Day 4

Detailed paper information

Back to list

Paper title pyjeo, an open source Python library for processing geospatial data
Authors
  1. Pieter Kempeneers European Commission Joint Research Centre Speaker
  2. Pierre Soille Joint Research Centre - European Comission
Form of presentation Poster
Topics
  • Open Earth Forum
    • C5.03 Open Source, data science and toolboxes in EO: Current status & evolution
Abstract text Recent years have witnessed a dynamic development of open source software libraries and tools that deal with the analysis of geospatial data. The European Commission Joint Research Centre (JRC) has released a Python package, pyjeo, as open source under the GNU public license (GPLv.3). It has been written by and for scientists and builds upon existing open source software libraries such as the GNU scientific library (GSL) and GDAL. Its design allows for an easy integration with existing libraries to take fully advantage of the plethora of functions these libraries offer. Extra care was hereby taken on selecting the underlying data model to avoid unnecessary copying of data. This minimizes the memory footprint and does not involve time consuming disk operations. With increasing EO data volumes at an unprecedented pace, this has become particularly important.

A multi-band three-dimensional (3D) data model was selected, where each band represents a 3D contiguous array in C/C++ of a generic data type. The lower level algorithmic part of the library, where processing performance is important, has been written in C/C++. Parallel computing is introduced using the open-source library openMP. Through the Simplified Wrapper and Interface Generator (SWIG) modules, the C/C++ functions were ported to Python. Python is an increasingly used programming language within the scientific computing community with popular libraries dealing with multi-dimensional data processing such as SciPy ndimage and xarray. Important within the context of this work is that Python allows for easy interfacing with C/C++ libraries by providing a C-API to get access to its Numpy array object. This allows pyjeo to smoothly integrate with packages such as xarray and by extension other packages that use the Numpy array object at their core.

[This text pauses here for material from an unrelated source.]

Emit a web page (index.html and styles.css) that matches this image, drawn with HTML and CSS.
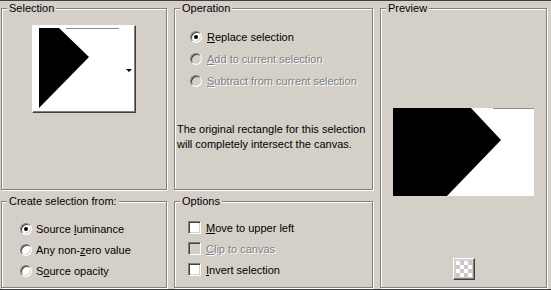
FILE: index.html
```html
<!DOCTYPE html>
<html lang="en">
<head>
    <meta charset="UTF-8">
    <title>Selection From Mask</title>
    <link rel="stylesheet" href="styles.css">
</head>
<body>
    <div class="dialog">
        <!-- Selection thumbnail -->
        <fieldset class="group group-selection">
            <legend>Selection</legend>
            <div class="thumb-button">
                <svg class="thumb" width="80" height="80" viewBox="0 0 80 80">
                    <rect width="80" height="80" fill="#fff"/>
                    <line x1="27" y1="0.5" x2="80" y2="0.5" stroke="#8c8c8c"/>
                    <polygon points="0,0 20,0 50,29 0,80" fill="#000"/>
                </svg>
                <span class="drop-arrow"></span>
            </div>
        </fieldset>

        <!-- Operation -->
        <fieldset class="group group-operation">
            <legend>Operation</legend>
            <div class="option-list">
                <div class="option"><span class="radio checked"></span><span><u>R</u>eplace selection</span></div>
                <div class="option disabled"><span class="radio"></span><span><u>A</u>dd to current selection</span></div>
                <div class="option disabled"><span class="radio"></span><span><u>S</u>ubtract from current selection</span></div>
            </div>
            <p class="note">The original rectangle for this selection<br>will completely intersect the canvas.</p>
        </fieldset>

        <!-- Preview -->
        <fieldset class="group group-preview">
            <legend>Preview</legend>
            <svg class="preview" width="141" height="88" viewBox="0 0 141 88">
                <rect width="141" height="88" fill="#fff"/>
                <line x1="100" y1="0.5" x2="141" y2="0.5" stroke="#8c8c8c"/>
                <polygon points="0,0 78,0 108,32 54,88 0,88" fill="#000"/>
            </svg>
            <div class="checker-button"><span class="checker"></span></div>
        </fieldset>

        <!-- Create selection from -->
        <fieldset class="group group-source">
            <legend>Create selection from:</legend>
            <div class="option-list">
                <div class="option"><span class="radio checked"></span><span>Source <u>l</u>uminance</span></div>
                <div class="option"><span class="radio"></span><span>Any non-<u>z</u>ero value</span></div>
                <div class="option"><span class="radio"></span><span>S<u>o</u>urce opacity</span></div>
            </div>
        </fieldset>

        <!-- Options -->
        <fieldset class="group group-options">
            <legend>Options</legend>
            <div class="option-list">
                <div class="option"><span class="check"></span><span><u>M</u>ove to upper left</span></div>
                <div class="option disabled"><span class="check"></span><span><u>C</u>lip to canvas</span></div>
                <div class="option"><span class="check"></span><span><u>I</u>nvert selection</span></div>
            </div>
        </fieldset>
    </div>
</body>
</html>
```

FILE: styles.css
```css
/* Global */
html, body {
    margin: 0;
    padding: 0;
    background: #d4d0c8;
    font-family: 'Liberation Sans', Arial, sans-serif;
    font-size: 11px;
    color: #000;
}

body {
    border-top: 1px solid #404040;
    border-bottom: 1px solid #404040;
    height: 290px;
    box-sizing: border-box;
    overflow: hidden;
}

/* Dialog grid */
.dialog {
    display: grid;
    grid-template-columns: 166px 199px 167px;
    grid-template-rows: 188px 93px;
    column-gap: 7px;
    row-gap: 5px;
    padding: 1px 0 0 1px;
}

/* Etched group box */
.group {
    margin: 0;
    padding: 0;
    min-width: 0;
    border: 1px solid #808080;
    box-shadow: inset 1px 1px 0 #fff, 1px 1px 0 #fff;
    box-sizing: border-box;
}

.group legend {
    margin-left: 5px;
    padding: 0 2px;
    line-height: 13px;
    background: #d4d0c8;
}

.group-preview {
    grid-column: 3;
    grid-row: 1 / 3;
    display: flex;
    flex-direction: column;
    align-items: center;
}

.group-source {
    grid-column: 1;
    grid-row: 2;
}

.group-options {
    grid-column: 2;
    grid-row: 2;
}

/* Selection thumbnail button */
.thumb-button {
    display: flex;
    align-items: center;
    width: 104px;
    height: 88px;
    box-sizing: border-box;
    margin: 10px auto 0;
    padding: 2px 0 0 6px;
    background: #fff;
    border: 1px solid;
    border-color: #fff #404040 #404040 #fff;
    box-shadow: inset -1px -1px 0 #808080, -1px -1px 0 #d4d0c8;
}

.thumb {
    display: block;
    align-self: flex-start;
}

.drop-arrow {
    width: 0;
    height: 0;
    margin-left: 7px;
    border-top: 3px solid #000;
    border-left: 3px solid transparent;
    border-right: 3px solid transparent;
}

/* Radio / checkbox rows */
.option-list {
    display: flex;
    flex-direction: column;
}

.option {
    display: flex;
    align-items: center;
    gap: 5px;
    height: 21px;
}

.option.disabled {
    color: #808080;
    text-shadow: 1px 1px 0 #fff;
}

.radio {
    position: relative;
    width: 12px;
    height: 12px;
    box-sizing: border-box;
    border-radius: 50%;
    background: #fff;
    border: 1px solid;
    border-color: #808080 #fff #fff #808080;
    box-shadow: inset 1px 1px 0 #404040, inset -1px -1px 0 #d4d0c8;
}

.option.disabled .radio {
    background: #d4d0c8;
}

.radio.checked::after {
    content: "";
    position: absolute;
    left: 3px;
    top: 3px;
    width: 4px;
    height: 4px;
    border-radius: 50%;
    background: #000;
}

.check {
    width: 13px;
    height: 13px;
    box-sizing: border-box;
    background: #fff;
    border: 1px solid;
    border-color: #808080 #fff #fff #808080;
    box-shadow: inset 1px 1px 0 #404040, inset -1px -1px 0 #d4d0c8;
}

.option.disabled .check {
    background: #d4d0c8;
}

.group-operation .option-list {
    padding: 11px 0 0 15px;
}

.group-operation .option {
    height: 22px;
}

.note {
    margin: 30px 0 0 2px;
    line-height: 15px;
}

.group-source .option-list {
    padding: 10px 0 0 18px;
}

.group-source .option {
    gap: 4px;
}

.group-options .option-list {
    padding: 9px 0 0 13px;
}

/* Preview */
.preview {
    display: block;
    margin-top: 93px;
}

.checker-button {
    margin-top: auto;
    margin-bottom: 7px;
    width: 22px;
    height: 22px;
    box-sizing: border-box;
    padding: 2px;
    border: 1px solid;
    border-color: #fff #404040 #404040 #fff;
    box-shadow: inset -1px -1px 0 #808080;
}

.checker {
    display: block;
    width: 16px;
    height: 16px;
    background: repeating-conic-gradient(#c8c8c8 0 25%, #fff 0 50%) 0 0 / 8px 8px;
}
```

In this talk, we will present the design of pyjeo and focus on how it has been integrated in the JRC Big Data Analytics Platform (BDAP). For instance, we will show how virtual data cubes are created to serve various use cases at the JRC that are based on Sentinel-1 and Sentinel-2 collections. We will also introduce the BDAP as an openEO compatible backend for which pyjeo was used as a basis and where scientists can deploy their EO data analysis workflows without knowing the infrastructure details. Finally, results on optimal parallel processing strategies will be discussed.